### Given instruction
Give again, verbatim, the lines between the line that contains "Write a component" and the line that contains "const checked = ['Change Password'];", counting both ends. Pictures are excluded from the copy.

### Stored records

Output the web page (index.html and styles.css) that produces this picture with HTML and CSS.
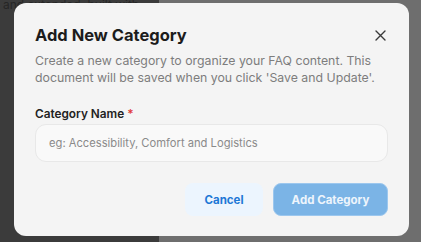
FILE: index.html
```html
<!DOCTYPE html>
<html lang="en">
<head>
  <meta charset="UTF-8">
  <title>Add New Category</title>
  <link rel="stylesheet" href="styles.css">
</head>
<body>

  <!-- Page behind the overlay -->
  <div class="page">
    <aside class="page-side">
      <p>and extended, built with</p>
    </aside>
    <main class="page-main"></main>
  </div>

  <!-- Modal -->
  <div class="modal">
    <div class="modal-head">
      <h2>Add New Category</h2>
      <button class="close" aria-label="Close">
        <svg width="11" height="11" viewBox="0 0 11 11">
          <path d="M1 1 L10 10 M10 1 L1 10" stroke="#3a3a3a" stroke-width="1.4" stroke-linecap="round"/>
        </svg>
      </button>
    </div>
    <p class="modal-desc">Create a new category to organize your FAQ content. This document will be saved when you click 'Save and Update'.</p>

    <label class="field-label" for="categoryName">Category Name <span class="req">*</span></label>
    <input type="text" id="categoryName" class="field-input" placeholder="eg: Accessibility, Comfort and Logistics">

    <div class="modal-actions">
      <button class="btn btn-cancel">Cancel</button>
      <button class="btn btn-add">Add Category</button>
    </div>
  </div>

</body>
</html>
```

FILE: styles.css
```css
/* Basic Reset */
* {
  margin: 0;
  padding: 0;
  box-sizing: border-box;
}

body {
  font-family: Inter, "Noto Sans", sans-serif;
  width: 421px;
  height: 242px;
  overflow: hidden;
  position: relative;
}

/* Background page (dimmed) */
.page {
  display: flex;
  height: 242px;
}

.page-side {
  width: 159px;
  background-color: #3b3b3b;
}

.page-side p {
  color: #262626;
  font-size: 12px;
  padding-left: 3px;
  line-height: 10px;
  white-space: nowrap;
}

.page-main {
  flex: 1;
  background-color: #6e6e6e;
}

/* Modal */
.modal {
  position: absolute;
  top: 3px;
  left: 14px;
  width: 395px;
  height: 233px;
  background-color: #f4f4f4;
  border-radius: 12px;
  padding: 22px 21px 20px 21px;
}

.modal-head {
  display: flex;
  justify-content: space-between;
  align-items: center;
}

.modal-head h2 {
  font-size: 16.5px;
  font-weight: 700;
  color: #1c1c1c;
  line-height: 20px;
}

.close {
  border: none;
  background: none;
  width: 11px;
  height: 11px;
  margin-right: 2px;
  display: flex;
}

.modal-desc {
  margin-top: 7px;
  font-size: 12.3px;
  line-height: 17px;
  color: #7d7d7d;
}

.field-label {
  display: block;
  margin-top: 21px;
  font-size: 11.8px;
  font-weight: 600;
  color: #222;
  line-height: 14px;
}

.req {
  color: #e03a3a;
}

.field-input {
  display: block;
  width: 353px;
  height: 38px;
  margin-top: 3px;
  border: 1px solid #e8e8e8;
  border-radius: 11px;
  background-color: #f9f9f9;
  padding: 0 13px;
  font-family: inherit;
  font-size: 11.2px;
  color: #333;
}

.field-input::placeholder {
  color: #8a8a8a;
}

.modal-actions {
  display: flex;
  justify-content: flex-end;
  gap: 10px;
  margin-top: 21px;
}

.btn {
  height: 33px;
  border: none;
  border-radius: 8px;
  font-family: inherit;
  font-size: 11.5px;
  font-weight: 700;
  cursor: pointer;
}

.btn-cancel {
  width: 78px;
  background-color: #ecf5fe;
  color: #1e78d6;
}

.btn-add {
  width: 115px;
  background-color: #7bb4e6;
  color: #eef5fc;
  border: 1px solid #9cc7ee;
}
```
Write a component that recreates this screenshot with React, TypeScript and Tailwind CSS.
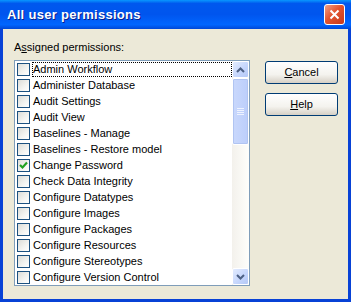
import { type ReactNode } from 'react';

const permissions = [
    'Admin Workflow',
    'Administer Database',
    'Audit Settings',
    'Audit View',
    'Baselines - Manage',
    'Baselines - Restore model',
    'Change Password',
    'Check Data Integrity',
    'Configure Datatypes',
    'Configure Images',
    'Configure Packages',
    'Configure Resources',
    'Configure Stereotypes',
    'Configure Version Control',
];

const checked = ['Change Password'];

// XP style checkbox
const CheckBox = ({ on }: { on: boolean }) => (
    <div className="w-[13px] h-[13px] shrink-0 border border-[#1c5180] bg-[linear-gradient(135deg,#dcdcd7_0%,#f4f4f1_60%,#ffffff_100%)] flex items-center justify-center">
        {on && (
            <svg width="9" height="9" viewBox="0 0 9 9">
                <path d="M1 4 L3.5 6.5 L8 1.5" fill="none" stroke="#21a121" strokeWidth="2.2" />
            </svg>
        )}
    </div>
);

const XpButton = ({ children }: { children: ReactNode }) => (
    <div className="w-[73px] h-[23px] rounded-[3px] border border-[#003c74] bg-[linear-gradient(to_bottom,#ffffff_0%,#f4f3ee_60%,#d6d0c5_100%)] flex items-center justify-center text-[11px] text-black">
        {children}
    </div>
);

const ScrollArrow = ({ up }: { up: boolean }) => (
    <div className="w-[17px] h-[17px] rounded-[2px] border border-white bg-[linear-gradient(135deg,#e2ebfe_0%,#c4d5fc_60%,#b4c8f6_100%)] flex items-center justify-center">
        <svg width="9" height="6" viewBox="0 0 9 6">
            <path d={up ? 'M1 5 L4.5 1.5 L8 5' : 'M1 1 L4.5 4.5 L8 1'} fill="none" stroke="#4d6185" strokeWidth="2" />
        </svg>
    </div>
);

export default function App() {
    return (
        <div className="w-[351px] h-[302px] flex flex-col bg-[#0842d6] font-['Liberation_Sans',Arial,sans-serif]">
            {/* title bar */}
            <div className="h-[29px] shrink-0 flex items-center justify-between pl-[7px] pr-[6px] bg-[linear-gradient(to_bottom,#0997ff_0%,#0058ee_12%,#0055ee_50%,#0066ff_85%,#0047d6_100%)]">
                <span className="text-white font-bold text-[13px] tracking-[0.3px] [text-shadow:1px_1px_0_#0a1e8c]">
                    All user permissions
                </span>
                <div className="w-[21px] h-[21px] rounded-[3px] border border-white bg-[linear-gradient(135deg,#f0a088_0%,#e2542f_45%,#c8381a_100%)] flex items-center justify-center">
                    <svg width="11" height="11" viewBox="0 0 11 11">
                        <path d="M1.5 1.5 L9.5 9.5 M9.5 1.5 L1.5 9.5" stroke="white" strokeWidth="2" />
                    </svg>
                </div>
            </div>

            {/* client area */}
            <div className="flex-1 mx-[3px] mb-[3px] bg-[#ece9d8] flex text-[11px] text-black">
                <div className="pl-[11px] pt-[12px] flex flex-col">
                    <div className="h-[13px] leading-[13px]">
                        A<span className="underline">s</span>signed permissions:
                    </div>
                    <div className="mt-[6px] w-[236px] h-[226px] border border-[#7f9db9] bg-white flex">
                        <div className="flex-1 flex flex-col">
                            {permissions.map((p, i) => (
                                <div key={p} className="h-[16px] flex items-center pl-[2px] gap-[2px]">
                                    <CheckBox on={checked.includes(p)} />
                                    <span
                                        className={
                                            i === 0
                                                ? 'flex-1 h-[15px] leading-[13px] border border-dotted border-black whitespace-nowrap'
                                                : 'flex-1 leading-[15px] pl-[1px] whitespace-nowrap overflow-hidden'
                                        }
                                    >
                                        {p}
                                    </span>
                                </div>
                            ))}
                        </div>
                        {/* scrollbar */}
                        <div className="w-[17px] flex flex-col bg-[linear-gradient(to_right,#f3f1ec,#fefefb)]">
                            <ScrollArrow up />
                            <div className="h-[67px] rounded-[2px] border border-white bg-[linear-gradient(to_right,#c9d8fc,#bccefb)] shadow-[inset_0_0_0_1px_#b0c4f2] flex items-center justify-center">
                                <div className="flex flex-col gap-[1px]">
                                    <div className="w-[7px] h-[1px] bg-[#eef3ff]" />
                                    <div className="w-[7px] h-[1px] bg-[#eef3ff]" />
                                    <div className="w-[7px] h-[1px] bg-[#eef3ff]" />
                                    <div className="w-[7px] h-[1px] bg-[#eef3ff]" />
                                </div>
                            </div>
                            <div className="flex-1" />
                            <ScrollArrow up={false} />
                        </div>
                    </div>
                </div>

                <div className="pl-[15px] pt-[32px] flex flex-col gap-[9px]">
                    <XpButton>
                        <span className="underline">C</span>ancel
                    </XpButton>
                    <XpButton>
                        <span className="underline">H</span>elp
                    </XpButton>
                </div>
            </div>
        </div>
    );
}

### Solved problem
Write a component that recreates this screenshot with React, TypeScript and Tailwind CSS.
import { type ReactNode } from 'react';

const permissions = [
    'Admin Workflow',
    'Administer Database',
    'Audit Settings',
    'Audit View',
    'Baselines - Manage',
    'Baselines - Restore model',
    'Change Password',
    'Check Data Integrity',
    'Configure Datatypes',
    'Configure Images',
    'Configure Packages',
    'Configure Resources',
    'Configure Stereotypes',
    'Configure Version Control',
];

const checked = ['Change Password'];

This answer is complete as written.